**INFORMATION PROVIDED**

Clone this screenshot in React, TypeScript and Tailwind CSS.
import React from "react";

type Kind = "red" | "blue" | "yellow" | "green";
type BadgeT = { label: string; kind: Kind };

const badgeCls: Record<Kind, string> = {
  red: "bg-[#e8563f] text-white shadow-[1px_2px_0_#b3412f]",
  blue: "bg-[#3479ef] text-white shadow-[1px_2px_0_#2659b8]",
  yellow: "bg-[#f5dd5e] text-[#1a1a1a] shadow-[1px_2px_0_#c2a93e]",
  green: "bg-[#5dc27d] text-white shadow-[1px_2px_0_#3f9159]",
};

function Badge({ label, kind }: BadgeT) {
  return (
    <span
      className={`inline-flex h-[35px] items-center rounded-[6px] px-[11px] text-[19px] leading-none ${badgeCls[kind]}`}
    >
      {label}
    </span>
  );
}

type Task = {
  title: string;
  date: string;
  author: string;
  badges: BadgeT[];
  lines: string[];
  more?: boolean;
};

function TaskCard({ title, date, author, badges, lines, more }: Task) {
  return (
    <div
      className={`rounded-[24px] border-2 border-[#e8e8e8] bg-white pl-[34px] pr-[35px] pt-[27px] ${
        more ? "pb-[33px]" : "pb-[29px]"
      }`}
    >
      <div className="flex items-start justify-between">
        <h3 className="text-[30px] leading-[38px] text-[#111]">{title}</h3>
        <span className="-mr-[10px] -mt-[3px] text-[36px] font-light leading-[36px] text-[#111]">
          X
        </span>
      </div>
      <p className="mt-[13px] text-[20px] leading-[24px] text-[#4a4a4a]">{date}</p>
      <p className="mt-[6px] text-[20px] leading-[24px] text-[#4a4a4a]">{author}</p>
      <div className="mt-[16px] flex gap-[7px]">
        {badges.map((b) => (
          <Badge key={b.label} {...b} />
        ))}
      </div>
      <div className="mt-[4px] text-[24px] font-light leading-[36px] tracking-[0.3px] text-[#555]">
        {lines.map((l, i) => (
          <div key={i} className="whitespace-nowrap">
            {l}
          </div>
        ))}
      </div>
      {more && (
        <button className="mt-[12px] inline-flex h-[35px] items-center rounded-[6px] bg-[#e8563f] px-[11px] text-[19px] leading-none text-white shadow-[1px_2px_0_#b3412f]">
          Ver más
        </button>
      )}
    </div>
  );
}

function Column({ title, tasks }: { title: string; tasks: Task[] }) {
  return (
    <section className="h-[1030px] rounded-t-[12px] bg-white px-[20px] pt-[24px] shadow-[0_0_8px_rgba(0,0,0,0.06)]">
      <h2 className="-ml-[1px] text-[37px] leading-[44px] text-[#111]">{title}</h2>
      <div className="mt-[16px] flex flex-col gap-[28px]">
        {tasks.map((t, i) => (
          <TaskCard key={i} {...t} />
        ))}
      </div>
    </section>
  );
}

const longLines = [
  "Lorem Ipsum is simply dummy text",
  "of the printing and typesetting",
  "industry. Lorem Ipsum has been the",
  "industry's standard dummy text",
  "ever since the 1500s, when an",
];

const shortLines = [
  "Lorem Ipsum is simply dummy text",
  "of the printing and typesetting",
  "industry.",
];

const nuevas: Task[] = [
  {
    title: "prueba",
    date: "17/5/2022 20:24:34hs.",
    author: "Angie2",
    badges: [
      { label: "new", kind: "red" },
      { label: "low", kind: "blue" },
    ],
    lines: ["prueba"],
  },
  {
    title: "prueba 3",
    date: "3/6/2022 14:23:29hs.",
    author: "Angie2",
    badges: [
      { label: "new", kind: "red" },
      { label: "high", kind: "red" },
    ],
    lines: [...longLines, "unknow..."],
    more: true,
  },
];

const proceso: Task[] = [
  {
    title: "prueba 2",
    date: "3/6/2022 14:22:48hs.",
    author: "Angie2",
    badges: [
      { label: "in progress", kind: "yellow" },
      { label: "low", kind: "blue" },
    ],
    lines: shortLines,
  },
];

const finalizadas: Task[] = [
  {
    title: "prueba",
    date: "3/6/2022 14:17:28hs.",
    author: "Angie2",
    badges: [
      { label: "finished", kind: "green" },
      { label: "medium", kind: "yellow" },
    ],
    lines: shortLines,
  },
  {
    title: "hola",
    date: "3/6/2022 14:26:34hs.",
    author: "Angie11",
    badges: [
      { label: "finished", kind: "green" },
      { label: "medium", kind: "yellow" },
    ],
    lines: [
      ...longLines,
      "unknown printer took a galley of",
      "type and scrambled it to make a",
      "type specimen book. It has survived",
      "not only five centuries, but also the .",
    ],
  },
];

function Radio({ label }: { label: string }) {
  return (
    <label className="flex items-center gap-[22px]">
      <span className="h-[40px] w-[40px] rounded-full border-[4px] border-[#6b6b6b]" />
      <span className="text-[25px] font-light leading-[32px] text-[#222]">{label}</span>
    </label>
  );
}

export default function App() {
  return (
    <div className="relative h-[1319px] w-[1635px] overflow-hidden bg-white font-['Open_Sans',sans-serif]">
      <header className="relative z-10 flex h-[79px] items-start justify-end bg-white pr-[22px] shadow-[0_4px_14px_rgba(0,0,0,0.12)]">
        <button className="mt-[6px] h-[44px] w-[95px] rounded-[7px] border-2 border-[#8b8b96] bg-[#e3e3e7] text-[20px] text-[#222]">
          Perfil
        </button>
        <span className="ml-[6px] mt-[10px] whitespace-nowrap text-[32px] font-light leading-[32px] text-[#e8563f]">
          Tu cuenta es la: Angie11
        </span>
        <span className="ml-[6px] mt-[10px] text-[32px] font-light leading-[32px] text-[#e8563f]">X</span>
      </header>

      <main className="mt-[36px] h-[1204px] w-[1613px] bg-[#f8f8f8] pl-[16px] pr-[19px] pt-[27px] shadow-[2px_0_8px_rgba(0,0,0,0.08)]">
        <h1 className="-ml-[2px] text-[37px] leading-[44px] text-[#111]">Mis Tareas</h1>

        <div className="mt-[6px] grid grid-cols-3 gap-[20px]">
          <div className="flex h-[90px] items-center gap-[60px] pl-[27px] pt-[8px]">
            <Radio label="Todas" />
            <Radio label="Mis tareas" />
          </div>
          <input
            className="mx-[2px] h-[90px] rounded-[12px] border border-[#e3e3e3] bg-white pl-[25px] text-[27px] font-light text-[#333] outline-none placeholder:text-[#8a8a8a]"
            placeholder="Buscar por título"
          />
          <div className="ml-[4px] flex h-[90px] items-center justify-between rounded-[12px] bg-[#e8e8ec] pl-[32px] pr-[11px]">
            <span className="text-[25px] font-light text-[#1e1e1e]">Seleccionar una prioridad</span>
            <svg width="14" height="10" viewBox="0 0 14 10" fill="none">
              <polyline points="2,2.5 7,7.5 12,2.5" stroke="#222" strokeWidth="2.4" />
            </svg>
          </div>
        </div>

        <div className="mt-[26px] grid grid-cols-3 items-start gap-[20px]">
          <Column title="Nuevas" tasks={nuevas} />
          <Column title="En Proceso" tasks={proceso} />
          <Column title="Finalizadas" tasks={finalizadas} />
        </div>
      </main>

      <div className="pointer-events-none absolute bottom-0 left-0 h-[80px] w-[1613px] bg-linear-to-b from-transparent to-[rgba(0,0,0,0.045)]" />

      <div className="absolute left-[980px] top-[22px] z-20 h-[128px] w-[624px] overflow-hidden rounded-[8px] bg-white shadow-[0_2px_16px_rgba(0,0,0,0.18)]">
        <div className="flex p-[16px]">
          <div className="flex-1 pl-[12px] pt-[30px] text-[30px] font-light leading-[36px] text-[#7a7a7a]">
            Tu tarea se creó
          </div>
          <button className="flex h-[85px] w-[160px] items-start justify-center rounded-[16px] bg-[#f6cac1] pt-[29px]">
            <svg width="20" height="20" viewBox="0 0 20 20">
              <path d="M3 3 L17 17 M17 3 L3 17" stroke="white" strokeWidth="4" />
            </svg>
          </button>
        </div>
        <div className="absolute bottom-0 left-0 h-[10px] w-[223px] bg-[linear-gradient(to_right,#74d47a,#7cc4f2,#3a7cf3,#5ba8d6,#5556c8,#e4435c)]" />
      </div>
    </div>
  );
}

**PROBLEM STATEMENT**
Without changing anything, quote the lines from the top of the data to the line that contains "string; kind: Kind", including that line.

**RESULT OF THIS EXERCISE**
Clone this screenshot in React, TypeScript and Tailwind CSS.
import React from "react";

type Kind = "red" | "blue" | "yellow" | "green";
type BadgeT = { label: string; kind: Kind };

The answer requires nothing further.